Written exercise: Give every line of the data again, unchanged, but with no pictures.

▼▼▼

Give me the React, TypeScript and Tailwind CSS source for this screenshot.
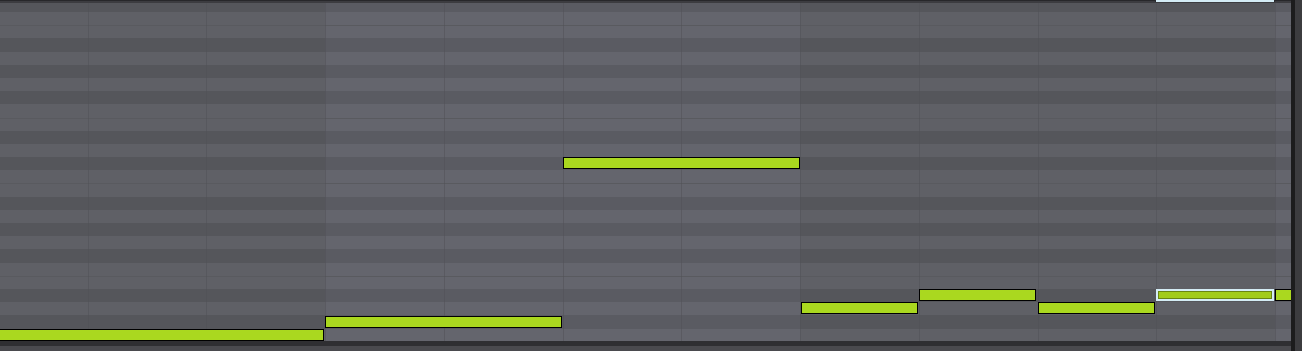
import React from "react";

// piano roll, rows go down from C
const ROW_H = 13.2;
const FIRST_ROW = 9; // partial row at the top
const BEAT = 118.75;
const BAR_START = 325;

const BLACK = [false, false, true, false, true, false, true, false, false, true, false, true];

type Note = { row: number; start: number; end: number; selected?: boolean };

const notes: Note[] = [
    { row: 24, start: -100, end: 324 },
    { row: 23, start: 325, end: 561.5 },
    { row: 11, start: 562.5, end: 799.5 },
    { row: 22, start: 800.5, end: 918 },
    { row: 21, start: 919, end: 1036 },
    { row: 22, start: 1037.5, end: 1155 },
    { row: 21, start: 1156, end: 1274, selected: true },
    { row: 21, start: 1275, end: 1400 },
];

const beatLines = Array.from({ length: 11 }, (_, i) => BAR_START + (i - 2) * BEAT);

function Row({ black, split, first }: { black: boolean; split?: boolean; first?: boolean }) {
    return (
        <div className={`flex shrink-0 ${first ? "h-[9px]" : "h-[13.2px]"} ${split ? "border-t border-[#595a5f]" : ""}`}>
            <div className={`w-[325px] ${black ? "bg-[#55565b]" : "bg-[#5f6066]"}`} />
            <div className={`w-[475px] ${black ? "bg-[#5a5b62]" : "bg-[#64656d]"}`} />
            <div className={`w-[475px] ${black ? "bg-[#55565b]" : "bg-[#5f6066]"}`} />
            <div className={`flex-1 ${black ? "bg-[#5a5b62]" : "bg-[#64656d]"}`} />
        </div>
    );
}

function NoteBox({ note }: { note: Note }) {
    const style = {
        top: FIRST_ROW + note.row * ROW_H,
        left: note.start,
        width: note.end - note.start,
    };
    if (note.selected) {
        return (
            <div
                className="absolute h-[12px] border-2 border-[#d4ecf5] bg-[#6a8612] p-px"
                style={{ ...style, top: style.top - 0.5 }}
            >
                <div className="h-full w-full bg-[#a2cc1b]" />
            </div>
        );
    }
    return <div className="absolute h-[12px] border border-black bg-[#aad81f]" style={style} />;
}

export default function App() {
    return (
        <div className="flex h-[351px] w-[1302px] overflow-hidden bg-[#3b3b3e] font-['Liberation_Sans',sans-serif]">
            <div className="flex w-[1291px] flex-col">
                {/* top edge */}
                <div className="relative h-[3px] shrink-0 border-t border-[#27272a] bg-[#3c3c40]">
                    <div className="absolute left-[1155px] top-[-1px] h-[2px] w-[120px] border-x border-[#2a2a2e] bg-[#d4ecf5]" />
                </div>

                <div className="relative h-[338px] shrink-0 overflow-hidden">
                    <div className="flex flex-col">
                        <Row black first />
                        {Array.from({ length: 25 }, (_, i) => (
                            <Row key={i} black={BLACK[i % 12]} split={i % 12 === 1 || i % 12 === 8} />
                        ))}
                    </div>

                    {beatLines.map((x) => (
                        <div
                            key={x}
                            className="absolute top-0 h-full w-px bg-[#4f5055] opacity-50"
                            style={{ left: x }}
                        />
                    ))}

                    {notes.map((n, i) => (
                        <NoteBox key={i} note={n} />
                    ))}
                </div>

                {/* bottom edge */}
                <div className="h-[5px] shrink-0 bg-[#2f2f32]" />
                <div className="flex-1 bg-[#4a4a4e]" />
            </div>
            <div className="w-[4px] bg-[#1c1c1d]" />
            <div className="flex-1 bg-[#3c3c3f]" />
        </div>
    );
}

▲▲▲

Task answer:
Give me the React, TypeScript and Tailwind CSS source for this screenshot.
import React from "react";

// piano roll, rows go down from C
const ROW_H = 13.2;
const FIRST_ROW = 9; // partial row at the top
const BEAT = 118.75;
const BAR_START = 325;

const BLACK = [false, false, true, false, true, false, true, false, false, true, false, true];

type Note = { row: number; start: number; end: number; selected?: boolean };

const notes: Note[] = [
    { row: 24, start: -100, end: 324 },
    { row: 23, start: 325, end: 561.5 },
    { row: 11, start: 562.5, end: 799.5 },
    { row: 22, start: 800.5, end: 918 },
    { row: 21, start: 919, end: 1036 },
    { row: 22, start: 1037.5, end: 1155 },
    { row: 21, start: 1156, end: 1274, selected: true },
    { row: 21, start: 1275, end: 1400 },
];

const beatLines = Array.from({ length: 11 }, (_, i) => BAR_START + (i - 2) * BEAT);

function Row({ black, split, first }: { black: boolean; split?: boolean; first?: boolean }) {
    return (
        <div className={`flex shrink-0 ${first ? "h-[9px]" : "h-[13.2px]"} ${split ? "border-t border-[#595a5f]" : ""}`}>
            <div className={`w-[325px] ${black ? "bg-[#55565b]" : "bg-[#5f6066]"}`} />
            <div className={`w-[475px] ${black ? "bg-[#5a5b62]" : "bg-[#64656d]"}`} />
            <div className={`w-[475px] ${black ? "bg-[#55565b]" : "bg-[#5f6066]"}`} />
            <div className={`flex-1 ${black ? "bg-[#5a5b62]" : "bg-[#64656d]"}`} />
        </div>
    );
}

function NoteBox({ note }: { note: Note }) {
    const style = {
        top: FIRST_ROW + note.row * ROW_H,
        left: note.start,
        width: note.end - note.start,
    };
    if (note.selected) {
        return (
            <div
                className="absolute h-[12px] border-2 border-[#d4ecf5] bg-[#6a8612] p-px"
                style={{ ...style, top: style.top - 0.5 }}
            >
                <div className="h-full w-full bg-[#a2cc1b]" />
            </div>
        );
    }
    return <div className="absolute h-[12px] border border-black bg-[#aad81f]" style={style} />;
}

export default function App() {
    return (
        <div className="flex h-[351px] w-[1302px] overflow-hidden bg-[#3b3b3e] font-['Liberation_Sans',sans-serif]">
            <div className="flex w-[1291px] flex-col">
                {/* top edge */}
                <div className="relative h-[3px] shrink-0 border-t border-[#27272a] bg-[#3c3c40]">
                    <div className="absolute left-[1155px] top-[-1px] h-[2px] w-[120px] border-x border-[#2a2a2e] bg-[#d4ecf5]" />
                </div>

                <div className="relative h-[338px] shrink-0 overflow-hidden">
                    <div className="flex flex-col">
                        <Row black first />
                        {Array.from({ length: 25 }, (_, i) => (
                            <Row key={i} black={BLACK[i % 12]} split={i % 12 === 1 || i % 12 === 8} />
                        ))}
                    </div>

                    {beatLines.map((x) => (
                        <div
                            key={x}
                            className="absolute top-0 h-full w-px bg-[#4f5055] opacity-50"
                            style={{ left: x }}
                        />
                    ))}

                    {notes.map((n, i) => (
                        <NoteBox key={i} note={n} />
                    ))}
                </div>

                {/* bottom edge */}
                <div className="h-[5px] shrink-0 bg-[#2f2f32]" />
                <div className="flex-1 bg-[#4a4a4e]" />
            </div>
            <div className="w-[4px] bg-[#1c1c1d]" />
            <div className="flex-1 bg-[#3c3c3f]" />
        </div>
    );
}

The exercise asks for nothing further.